John Bolton is dismantling global arms control
But while Bolton’s argument in this case has merit, this decision is also part of a much broader effort by the Trump administration to undo years of arms control work. It all just so happens to correlate with Bolton’s time at the White House.
Bolton has been very open about his dislike of arms control agreements for years. In his 2007 book Surrender Is Not an Option: Defending America at the United Nations, he spends dozens of pages railing against what he calls the “arms control theology” that “had been painstakingly developed during the Cold War, and kept on life support during the Clinton presidency by devotion and prayer rather than hard reality.”
National Security Adviser John Bolton is not a fan of global arms control. Here he joins President Donald Trump during an Oval Office meeting on May 22, 2018.

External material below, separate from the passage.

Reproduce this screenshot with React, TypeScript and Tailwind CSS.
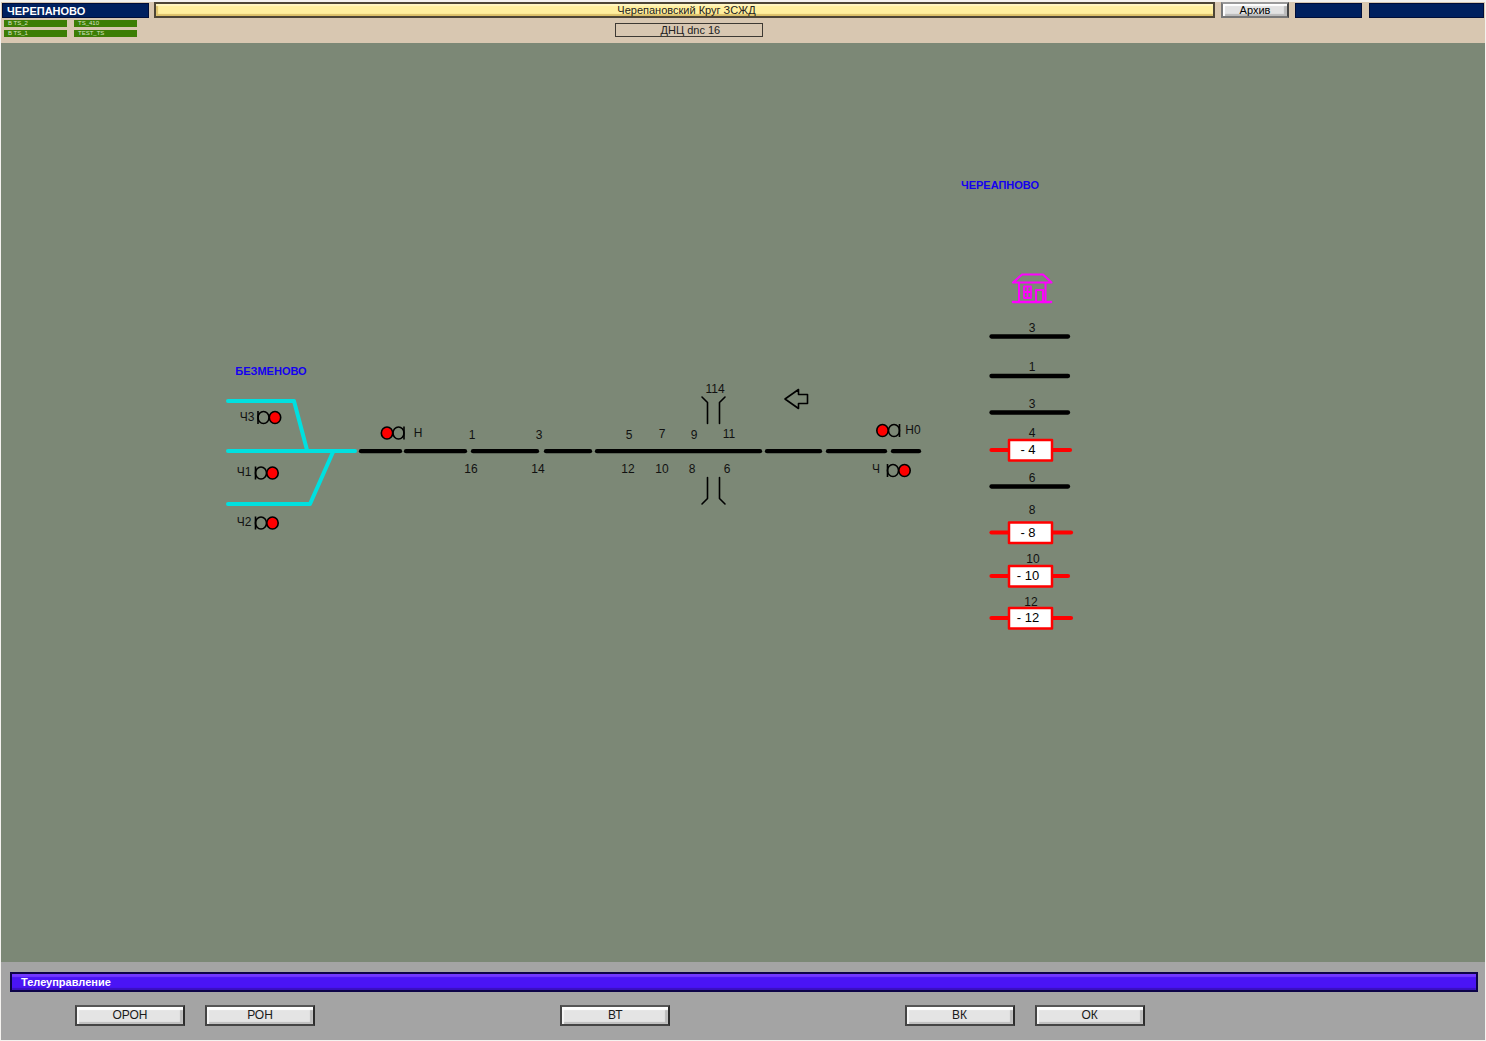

Oliver Contreras-Pool/Getty Images
It’s therefore no real surprise that the Trump administration has withdrawn from multiple arms control agreements during Bolton’s six months as national security adviser. For example, in May the US withdrew from the Iran nuclear deal, which the Obama administration put in place to constrain Tehran’s path to a nuclear weapon. But Bolton — and Trump — felt that it didn’t go far enough, and ultimately decided to pull out of the deal.
Bolton has traveled to Moscow at least twice to meet with top Russian leaders about arms control. In the first meeting, they’ve specifically discussed extending the New START nuclear treaty between the United States and Russia for another five years. That agreement came into effect on February 5, 2011, with the goal of limiting the size of the American and Russian nuclear arsenals, the two largest in the world.
At the time, three sources familiar with Bolton’s thinking told me at the time that he was “very upset” he had to discuss extending the agreement when he spoke to Putin about it. Before joining the administration, Bolton called the accord “unilateral disarmament” by the United States.
Some experts worry that if the INF dies, so will New START. Bolton, however, would likely celebrate its demise.